## Task instructions
Extract the whole listing as it stands. Do not include the pictures.

— START OF Supplied information —

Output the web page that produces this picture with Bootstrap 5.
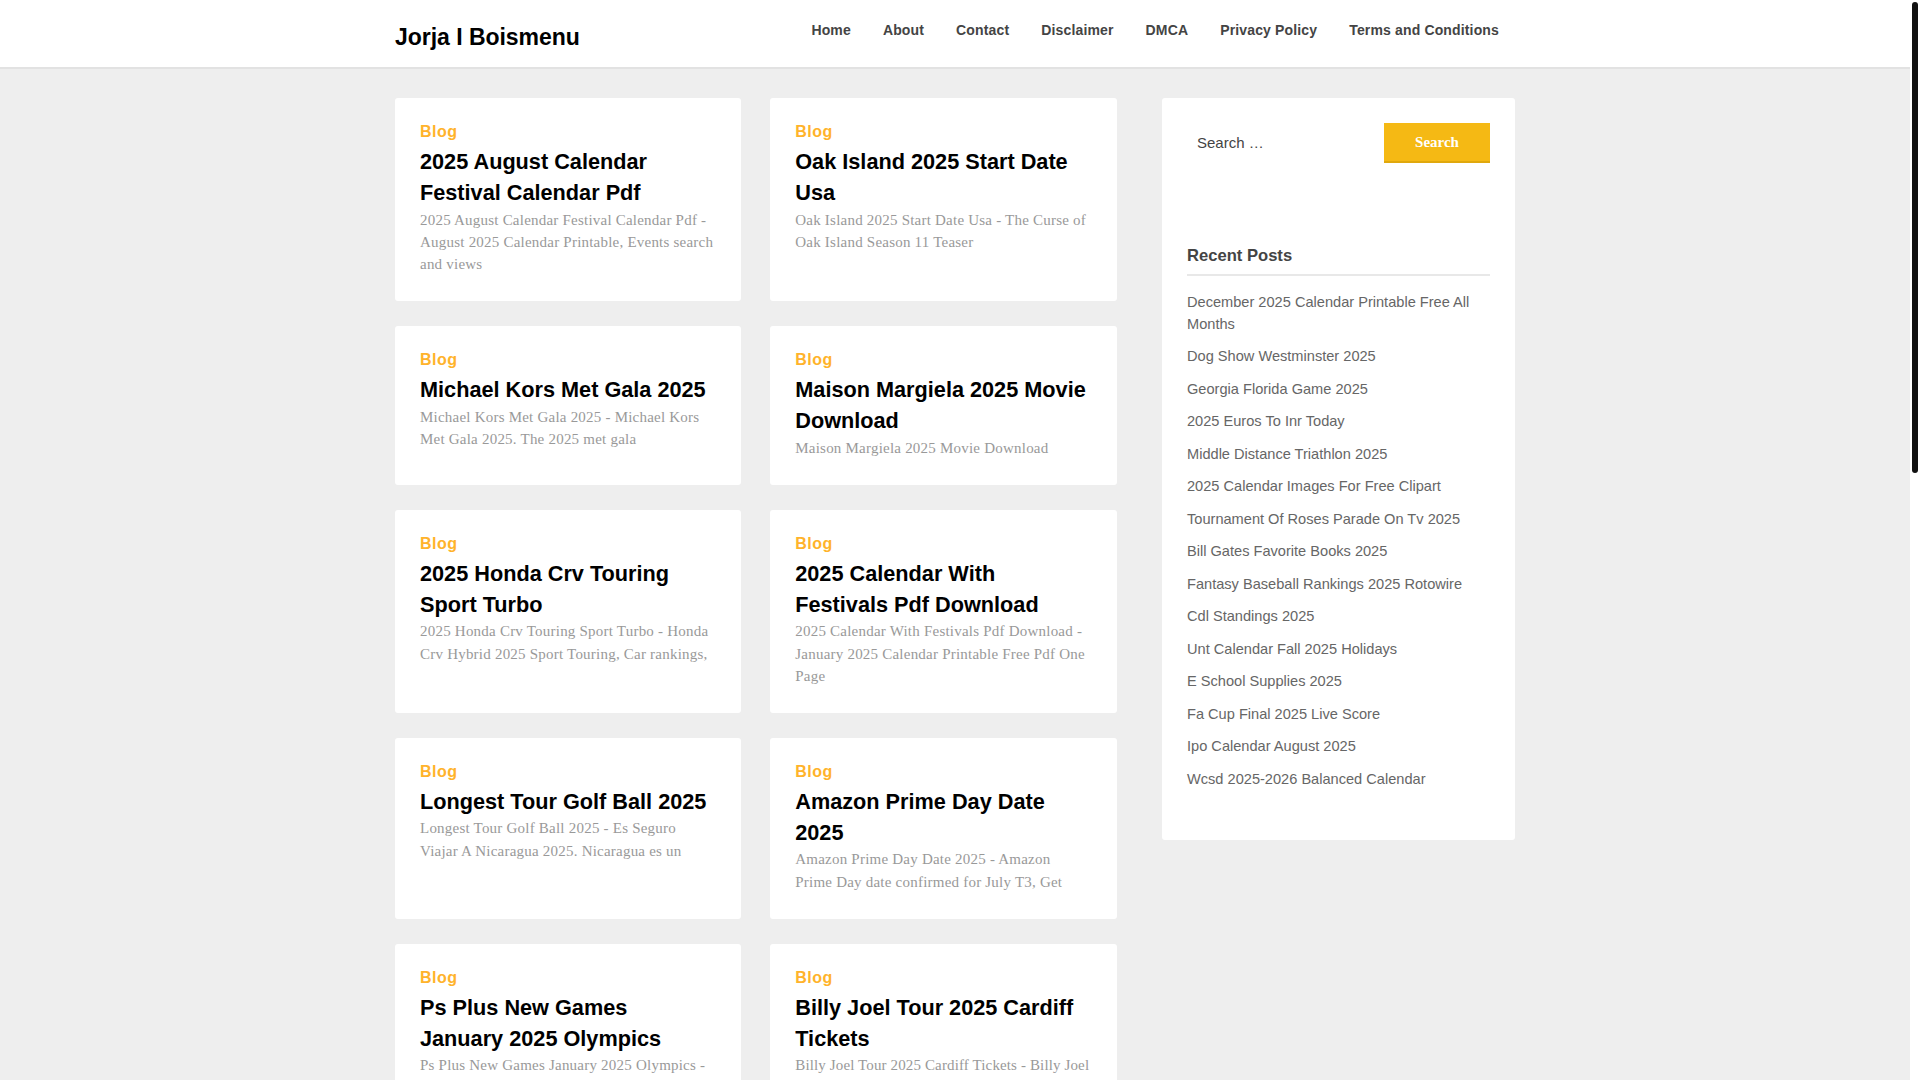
<!DOCTYPE html>
<html lang="en">
<head>
<meta charset="utf-8">
<title>Jorja I Boismenu</title>
<link href="https://cdn.jsdelivr.net/npm/bootstrap@5.3.0/dist/css/bootstrap.min.css" rel="stylesheet">
<style>
body{background:#eee;font-family:"Liberation Sans",Arial,sans-serif;color:#444;padding-right:10px}
.page-track{position:fixed;top:0;right:0;bottom:0;width:10px;background:#fff;z-index:5}
.page-thumb{width:6px;height:471px;margin:2px 0 0 2px;background:#111;border-radius:3px}
.site-wrap{width:1120px;margin:0 auto}
.site-head{background:#fff;height:69px;border-bottom:2px solid #e2e2e2}
.site-logo{font-size:23px;font-weight:700;color:#000;text-decoration:none;line-height:1;margin-top:26px;letter-spacing:-.03px}
.top-link{font-size:14px;font-weight:700;color:#444;text-decoration:none;padding:0 16px;letter-spacing:.15px;line-height:1;margin-top:23px}
.site-body{padding-top:29px;gap:45.5px}
.post-col{width:721.5px}
.post-grid{--bs-gutter-x:29px;--bs-gutter-y:25px}
.post-box{background:#fff;border-radius:3px;padding:22px 25px 25.5px;height:100%}
.post-cat{font-size:16px;font-weight:700;letter-spacing:.5px;color:#ffb32b;text-decoration:none;line-height:24px;display:block}
.post-title{font-size:21.7px;font-weight:700;line-height:31px;color:#000;margin:2px 0 .5px}
.post-text{font-family:"Liberation Serif",serif;font-size:15px;line-height:22.4px;color:#999;letter-spacing:.22px;margin:0}
.post-text.text-snug{letter-spacing:.13px}
.side-box{background:#fff;border-radius:3px;width:353px;padding:25px;height:742px}
.search-field{border:0;background:transparent;padding:0 0 0 10px;width:100%;font-size:15px;color:#444;outline:0}
.search-field::placeholder{color:#444;opacity:1}
.search-go{background:#f5b914;border:0;border-bottom:2px solid #e0a80d;border-radius:0;width:106px;height:40px;flex:none;font-family:"Liberation Serif",serif;font-weight:700;font-size:15px;color:#fff;padding:0}
.side-title{font-size:16.6px;font-weight:700;color:#444;margin:81px 0 0;padding-bottom:5.5px;border-bottom:2px solid #e8e8e8;line-height:24px}
.side-links{list-style:none;margin:15px 0 0;padding:0;font-size:14.6px;line-height:22px}
.side-links li{margin-bottom:10.5px}
.side-links a{color:#666;text-decoration:none}
</style>
</head>
<body>
<div class="page-track"><div class="page-thumb"></div></div>
<header class="site-head">
  <div class="site-wrap d-flex justify-content-between align-items-start">
    <a class="site-logo" href="#">Jorja I Boismenu</a>
    <nav class="d-flex">
      <a class="top-link" href="#">Home</a>
      <a class="top-link" href="#">About</a>
      <a class="top-link" href="#">Contact</a>
      <a class="top-link" href="#">Disclaimer</a>
      <a class="top-link" href="#">DMCA</a>
      <a class="top-link" href="#">Privacy Policy</a>
      <a class="top-link" href="#">Terms and Conditions</a>
    </nav>
  </div>
</header>
<div class="site-wrap site-body d-flex align-items-start">
  <main class="post-col">
    <div class="row post-grid">
      <div class="col-6"><article class="post-box"><a class="post-cat" href="#">Blog</a><h2 class="post-title">2025 August Calendar Festival Calendar Pdf</h2><p class="post-text">2025 August Calendar Festival Calendar Pdf - August 2025 Calendar Printable, Events search and views</p></article></div>
      <div class="col-6"><article class="post-box"><a class="post-cat" href="#">Blog</a><h2 class="post-title">Oak Island 2025 Start Date Usa</h2><p class="post-text">Oak Island 2025 Start Date Usa - The Curse of Oak Island Season 11 Teaser</p></article></div>
      <div class="col-6"><article class="post-box"><a class="post-cat" href="#">Blog</a><h2 class="post-title">Michael Kors Met Gala 2025</h2><p class="post-text">Michael Kors Met Gala 2025 - Michael Kors Met Gala 2025. The 2025 met gala</p></article></div>
      <div class="col-6"><article class="post-box"><a class="post-cat" href="#">Blog</a><h2 class="post-title">Maison Margiela 2025 Movie Download</h2><p class="post-text">Maison Margiela 2025 Movie Download</p></article></div>
      <div class="col-6"><article class="post-box"><a class="post-cat" href="#">Blog</a><h2 class="post-title">2025 Honda Crv Touring Sport Turbo</h2><p class="post-text">2025 Honda Crv Touring Sport Turbo - Honda Crv Hybrid 2025 Sport Touring, Car rankings,</p></article></div>
      <div class="col-6"><article class="post-box"><a class="post-cat" href="#">Blog</a><h2 class="post-title">2025 Calendar With Festivals Pdf Download</h2><p class="post-text">2025 Calendar With Festivals Pdf Download - January 2025 Calendar Printable Free Pdf One Page</p></article></div>
      <div class="col-6"><article class="post-box"><a class="post-cat" href="#">Blog</a><h2 class="post-title">Longest Tour Golf Ball 2025</h2><p class="post-text">Longest Tour Golf Ball 2025 - Es Seguro Viajar A Nicaragua 2025. Nicaragua es un</p></article></div>
      <div class="col-6"><article class="post-box"><a class="post-cat" href="#">Blog</a><h2 class="post-title">Amazon Prime Day Date 2025</h2><p class="post-text">Amazon Prime Day Date 2025 - Amazon Prime&nbsp;Day date confirmed for July T3, Get</p></article></div>
      <div class="col-6"><article class="post-box"><a class="post-cat" href="#">Blog</a><h2 class="post-title">Ps Plus New Games January 2025 Olympics</h2><p class="post-text">Ps Plus New Games January 2025 Olympics -</p></article></div>
      <div class="col-6"><article class="post-box"><a class="post-cat" href="#">Blog</a><h2 class="post-title">Billy Joel Tour 2025 Cardiff Tickets</h2><p class="post-text text-snug">Billy Joel Tour 2025 Cardiff Tickets - Billy Joel</p></article></div>
    </div>
  </main>
  <aside class="side-box">
    <form class="d-flex align-items-center" onsubmit="return false">
      <input class="search-field" type="search" placeholder="Search …">
      <button class="search-go btn" type="submit">Search</button>
    </form>
    <h3 class="side-title">Recent Posts</h3>
    <ul class="side-links">
      <li><a href="#">December 2025 Calendar Printable Free All Months</a></li>
      <li><a href="#">Dog Show Westminster 2025</a></li>
      <li><a href="#">Georgia Florida Game 2025</a></li>
      <li><a href="#">2025 Euros To Inr Today</a></li>
      <li><a href="#">Middle Distance Triathlon 2025</a></li>
      <li><a href="#">2025 Calendar Images For Free Clipart</a></li>
      <li><a href="#">Tournament Of Roses Parade On Tv 2025</a></li>
      <li><a href="#">Bill Gates Favorite Books 2025</a></li>
      <li><a href="#">Fantasy Baseball Rankings 2025 Rotowire</a></li>
      <li><a href="#">Cdl Standings 2025</a></li>
      <li><a href="#">Unt Calendar Fall 2025 Holidays</a></li>
      <li><a href="#">E School Supplies 2025</a></li>
      <li><a href="#">Fa Cup Final 2025 Live Score</a></li>
      <li><a href="#">Ipo Calendar August 2025</a></li>
      <li><a href="#">Wcsd 2025-2026 Balanced Calendar</a></li>
    </ul>
  </aside>
</div>
<script src="https://cdn.jsdelivr.net/npm/bootstrap@5.3.0/dist/js/bootstrap.bundle.min.js"></script>
</body>
</html>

— END OF Supplied information —

## Solution
Output the web page that produces this picture with Bootstrap 5.
<!DOCTYPE html>
<html lang="en">
<head>
<meta charset="utf-8">
<title>Jorja I Boismenu</title>
<link href="https://cdn.jsdelivr.net/npm/bootstrap@5.3.0/dist/css/bootstrap.min.css" rel="stylesheet">
<style>
body{background:#eee;font-family:"Liberation Sans",Arial,sans-serif;color:#444;padding-right:10px}
.page-track{position:fixed;top:0;right:0;bottom:0;width:10px;background:#fff;z-index:5}
.page-thumb{width:6px;height:471px;margin:2px 0 0 2px;background:#111;border-radius:3px}
.site-wrap{width:1120px;margin:0 auto}
.site-head{background:#fff;height:69px;border-bottom:2px solid #e2e2e2}
.site-logo{font-size:23px;font-weight:700;color:#000;text-decoration:none;line-height:1;margin-top:26px;letter-spacing:-.03px}
.top-link{font-size:14px;font-weight:700;color:#444;text-decoration:none;padding:0 16px;letter-spacing:.15px;line-height:1;margin-top:23px}
.site-body{padding-top:29px;gap:45.5px}
.post-col{width:721.5px}
.post-grid{--bs-gutter-x:29px;--bs-gutter-y:25px}
.post-box{background:#fff;border-radius:3px;padding:22px 25px 25.5px;height:100%}
.post-cat{font-size:16px;font-weight:700;letter-spacing:.5px;color:#ffb32b;text-decoration:none;line-height:24px;display:block}
.post-title{font-size:21.7px;font-weight:700;line-height:31px;color:#000;margin:2px 0 .5px}
.post-text{font-family:"Liberation Serif",serif;font-size:15px;line-height:22.4px;color:#999;letter-spacing:.22px;margin:0}
.post-text.text-snug{letter-spacing:.13px}
.side-box{background:#fff;border-radius:3px;width:353px;padding:25px;height:742px}
.search-field{border:0;background:transparent;padding:0 0 0 10px;width:100%;font-size:15px;color:#444;outline:0}
.search-field::placeholder{color:#444;opacity:1}
.search-go{background:#f5b914;border:0;border-bottom:2px solid #e0a80d;border-radius:0;width:106px;height:40px;flex:none;font-family:"Liberation Serif",serif;font-weight:700;font-size:15px;color:#fff;padding:0}
.side-title{font-size:16.6px;font-weight:700;color:#444;margin:81px 0 0;padding-bottom:5.5px;border-bottom:2px solid #e8e8e8;line-height:24px}
.side-links{list-style:none;margin:15px 0 0;padding:0;font-size:14.6px;line-height:22px}
.side-links li{margin-bottom:10.5px}
.side-links a{color:#666;text-decoration:none}
</style>
</head>
<body>
<div class="page-track"><div class="page-thumb"></div></div>
<header class="site-head">
  <div class="site-wrap d-flex justify-content-between align-items-start">
    <a class="site-logo" href="#">Jorja I Boismenu</a>
    <nav class="d-flex">
      <a class="top-link" href="#">Home</a>
      <a class="top-link" href="#">About</a>
      <a class="top-link" href="#">Contact</a>
      <a class="top-link" href="#">Disclaimer</a>
      <a class="top-link" href="#">DMCA</a>
      <a class="top-link" href="#">Privacy Policy</a>
      <a class="top-link" href="#">Terms and Conditions</a>
    </nav>
  </div>
</header>
<div class="site-wrap site-body d-flex align-items-start">
  <main class="post-col">
    <div class="row post-grid">
      <div class="col-6"><article class="post-box"><a class="post-cat" href="#">Blog</a><h2 class="post-title">2025 August Calendar Festival Calendar Pdf</h2><p class="post-text">2025 August Calendar Festival Calendar Pdf - August 2025 Calendar Printable, Events search and views</p></article></div>
      <div class="col-6"><article class="post-box"><a class="post-cat" href="#">Blog</a><h2 class="post-title">Oak Island 2025 Start Date Usa</h2><p class="post-text">Oak Island 2025 Start Date Usa - The Curse of Oak Island Season 11 Teaser</p></article></div>
      <div class="col-6"><article class="post-box"><a class="post-cat" href="#">Blog</a><h2 class="post-title">Michael Kors Met Gala 2025</h2><p class="post-text">Michael Kors Met Gala 2025 - Michael Kors Met Gala 2025. The 2025 met gala</p></article></div>
      <div class="col-6"><article class="post-box"><a class="post-cat" href="#">Blog</a><h2 class="post-title">Maison Margiela 2025 Movie Download</h2><p class="post-text">Maison Margiela 2025 Movie Download</p></article></div>
      <div class="col-6"><article class="post-box"><a class="post-cat" href="#">Blog</a><h2 class="post-title">2025 Honda Crv Touring Sport Turbo</h2><p class="post-text">2025 Honda Crv Touring Sport Turbo - Honda Crv Hybrid 2025 Sport Touring, Car rankings,</p></article></div>
      <div class="col-6"><article class="post-box"><a class="post-cat" href="#">Blog</a><h2 class="post-title">2025 Calendar With Festivals Pdf Download</h2><p class="post-text">2025 Calendar With Festivals Pdf Download - January 2025 Calendar Printable Free Pdf One Page</p></article></div>
      <div class="col-6"><article class="post-box"><a class="post-cat" href="#">Blog</a><h2 class="post-title">Longest Tour Golf Ball 2025</h2><p class="post-text">Longest Tour Golf Ball 2025 - Es Seguro Viajar A Nicaragua 2025. Nicaragua es un</p></article></div>
      <div class="col-6"><article class="post-box"><a class="post-cat" href="#">Blog</a><h2 class="post-title">Amazon Prime Day Date 2025</h2><p class="post-text">Amazon Prime Day Date 2025 - Amazon Prime&nbsp;Day date confirmed for July T3, Get</p></article></div>
      <div class="col-6"><article class="post-box"><a class="post-cat" href="#">Blog</a><h2 class="post-title">Ps Plus New Games January 2025 Olympics</h2><p class="post-text">Ps Plus New Games January 2025 Olympics -</p></article></div>
      <div class="col-6"><article class="post-box"><a class="post-cat" href="#">Blog</a><h2 class="post-title">Billy Joel Tour 2025 Cardiff Tickets</h2><p class="post-text text-snug">Billy Joel Tour 2025 Cardiff Tickets - Billy Joel</p></article></div>
    </div>
  </main>
  <aside class="side-box">
    <form class="d-flex align-items-center" onsubmit="return false">
      <input class="search-field" type="search" placeholder="Search …">
      <button class="search-go btn" type="submit">Search</button>
    </form>
    <h3 class="side-title">Recent Posts</h3>
    <ul class="side-links">
      <li><a href="#">December 2025 Calendar Printable Free All Months</a></li>
      <li><a href="#">Dog Show Westminster 2025</a></li>
      <li><a href="#">Georgia Florida Game 2025</a></li>
      <li><a href="#">2025 Euros To Inr Today</a></li>
      <li><a href="#">Middle Distance Triathlon 2025</a></li>
      <li><a href="#">2025 Calendar Images For Free Clipart</a></li>
      <li><a href="#">Tournament Of Roses Parade On Tv 2025</a></li>
      <li><a href="#">Bill Gates Favorite Books 2025</a></li>
      <li><a href="#">Fantasy Baseball Rankings 2025 Rotowire</a></li>
      <li><a href="#">Cdl Standings 2025</a></li>
      <li><a href="#">Unt Calendar Fall 2025 Holidays</a></li>
      <li><a href="#">E School Supplies 2025</a></li>
      <li><a href="#">Fa Cup Final 2025 Live Score</a></li>
      <li><a href="#">Ipo Calendar August 2025</a></li>
      <li><a href="#">Wcsd 2025-2026 Balanced Calendar</a></li>
    </ul>
  </aside>
</div>
<script src="https://cdn.jsdelivr.net/npm/bootstrap@5.3.0/dist/js/bootstrap.bundle.min.js"></script>
</body>
</html>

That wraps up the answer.